Phenomenal implies two things, not necessarily related: a sensory experience or something that is extraordinary.
The Museum of Contemporary Art San Diego closes the gap between these meanings to create an extraordinary sensory experience with its highly ambitious exhibition,
Phenomenal: California Light, Space, Surface now open at all MCASD locations.

James Turrell, Stuck Red, 1970 and Stuck Blue, 1970. Construction material and fluorescent lights. Photo: Philipp Scholz Rittermann
Phenomenal is a facet of Pacific Standard Time, Getty’s initiative drawing together over 60 cultural institutions across Southern California to celebrate the birth of the Los Angeles art scene with works from 1945 to 1980, resulting in the largest arts project ever to take place in the region. The MCASD’s exhibition, which features 13 artists’ work from the 1960s and ‘70s, showcases the intersection of the Light and Space movement and the Los Angeles Look (also known as Finish Fetish) with influential art that dematerializes the object by harnessing light and space to alter perception.
The title of the show is apt in many ways, but once you get beyond the unexpected, visceral experience, the most fascinating aspect of the exhibition is how these artists such as Larry Bell, Robert Irwin, Bruce Nauman, James Turrell and De Wain Valentine turned studies in phenomenology into minimal art. As each work plays with a presence or lack of natural or artificial light, and either its own space or the space around it, it’s clear that these objects and environments were born from scientific and philosophic exploration into how visual perception can create altered states or make complex things appear simple from afar.

Larry Bell, Untitled, ca 1980. Coated glass and chrome frame. Photo: Philipp Scholz Rittermann
The art provokes visitors to question initial reactions and perceive with awareness what is in front of or around them. Color in Peter Alexander’s Orange Wedge disappears into the air as the acrylic sculpture thins from the base up. Light makes white dynamic through Mary Corse’s use of glass microspheres, shadows and even high frequency energy. Sense of direction is altered upon first look at Irwin’s scrim and the downtown lobby’s coated glass Bell panels; it’s difficult to immediately know whether you’re looking through the work or seeing a reflection on its surface. John McCracken’s slabs are simple, blocky shapes and single colors, but their highly reflective finishes lend them transient color, imagery and motion. The Color Box for Ron Cooper’s shimmery, gold #54 July/August 2nd Level Density, and an up close look at Irwin’s white oil painting reveal that the perception of color is very different from actual present colors.

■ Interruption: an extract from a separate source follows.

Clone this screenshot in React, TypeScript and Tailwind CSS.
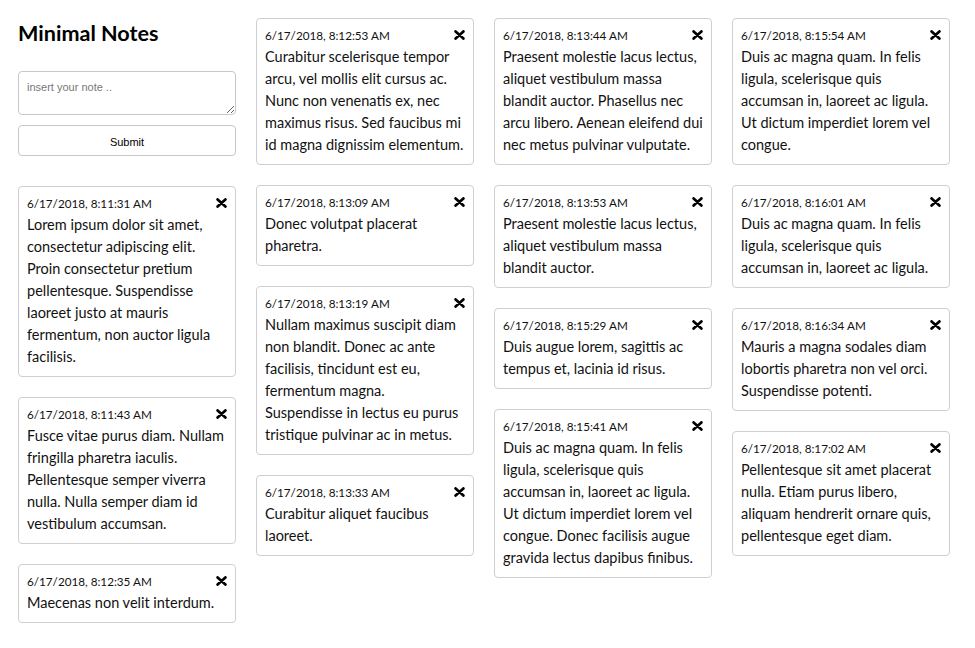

Ron Cooper, #54 July/August 2nd Level Density, 1968.
Some visitors hesitate and even refuse to enter pitch dark rooms for Eric Orr’s
Zero Gravity and Turrell’s
Wedgework V, and the narrow space of Nauman’s
Green Light Corridor. But facing the unknown rewards visitors with peaceful, meditative and curious states, and endows them with literally new ways of seeing as their eyes adjust to the conditions. These works are the highlights of the sprawling exhibition, offering excitement and wonder similar to the recent
Suprasensorial exhibit at Los Angeles’ Geffen
MOCA (which focused on Latin American artists working with light and space, some even prior to Los Angeles’ movement) as they truly transform environments into immersive, phenomenal experiences bearing little resemblance to the world outside.

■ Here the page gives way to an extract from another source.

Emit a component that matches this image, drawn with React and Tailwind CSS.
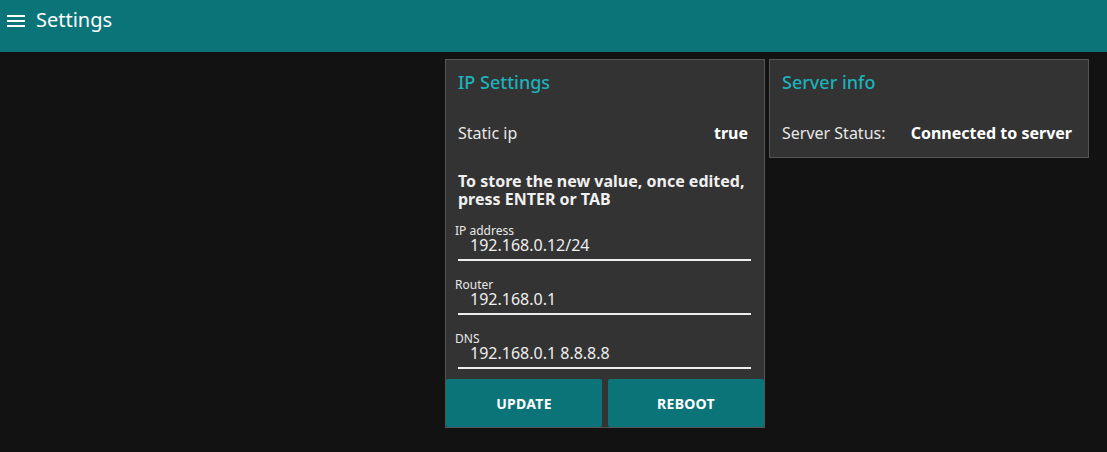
const font = { fontFamily: '"Noto Sans", "Open Sans", sans-serif' };

function Field({ label, value }) {
  return (
    <div className="mt-[18px] first:mt-0">
      <div className="text-[12px] leading-[12px] text-[#e8e8e8] -ml-[3px]">{label}</div>
      <div className="h-[16px] pl-[12px] text-[16px] leading-[16px] text-[#eeeeee]">{value}</div>
      <div className="h-[2px] bg-[#eeeeee] mt-[6px]" />
    </div>
  );
}

export default function App() {
  return (
    <div className="min-h-[452px] bg-[#121212] text-white" style={font}>
      <header className="h-[52px] bg-[#0a7478] flex items-start pt-[8px] pl-[7px] gap-[11px]">
        <svg width="18" height="14" viewBox="0 0 18 14" className="mt-[6px]">
          <rect x="0" y="1" width="18" height="2" fill="white" />
          <rect x="0" y="6" width="18" height="2" fill="white" />
          <rect x="0" y="11" width="18" height="2" fill="white" />
        </svg>
        <h1 className="text-[20px] leading-[24px]">Settings</h1>
      </header>

      <div className="flex justify-end items-start gap-[4px] pt-[7px] pr-[18px]">
        {/* IP settings card */}
        <div className="w-[320px] bg-[#333333] border border-[#555555]">
          <div className="px-[12px] pt-[10px]">
            <h2 className="text-[18px] leading-[24px] text-[#1cb2ba] font-medium">IP Settings</h2>
            <div className="flex justify-between items-center mt-[29px] text-[16px] leading-[20px]">
              <span className="text-[#e8e8e8]">Static ip</span>
              <span className="font-bold pr-[4px]">true</span>
            </div>
            <p className="mt-[29px] text-[16px] leading-[18px] font-bold text-[#f0f0f0]">
              To store the new value, once edited, press ENTER or TAB
            </p>
            <div className="mt-[17px] pr-[1px] pb-[10px]">
              <Field label="IP address" value="192.168.0.12/24" />
              <Field label="Router" value="192.168.0.1" />
              <Field label="DNS" value="192.168.0.1 8.8.8.8" />
            </div>
          </div>
          <div className="flex justify-between">
            <button className="w-[156px] h-[48px] bg-[#0a7478] rounded-[2px] text-[14px] font-bold uppercase tracking-[0.3px]">
              Update
            </button>
            <button className="w-[156px] h-[48px] bg-[#0a7478] rounded-[2px] text-[14px] font-bold uppercase tracking-[0.3px]">
              Reboot
            </button>
          </div>
        </div>

        {/* Server info card */}
        <div className="w-[320px] bg-[#333333] border border-[#555555] px-[12px] pt-[10px] pb-[14px]">
          <h2 className="text-[18px] leading-[24px] text-[#1cb2ba] font-medium">Server info</h2>
          <div className="flex items-center justify-between mt-[29px] text-[16px] leading-[20px] pr-[4px]">
            <span className="text-[#e8e8e8]">Server Status:</span>
            <span className="font-bold">Connected to server</span>
          </div>
        </div>
      </div>
    </div>
  );
}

Bruce Nauman, Green Light Corridor, 1970. Painted wallboard and fluorescent light fixtures with green lamps.
The exhibit runs until January 22nd, 2012, and the full list of artists is available on MCASD’s website. For anyone who wants to view more work by Alexander, Corse and Irwin, Quint Contemporary Art might satisfy your hunger with their new exhibition, New Out West, which closes November 12th. Start your day at the MCASD buildings downtown, then head to MCASD La Jolla. Afterward, make another stop at La Jolla’s Quint gallery. It’ll be a fantastic, memorable day.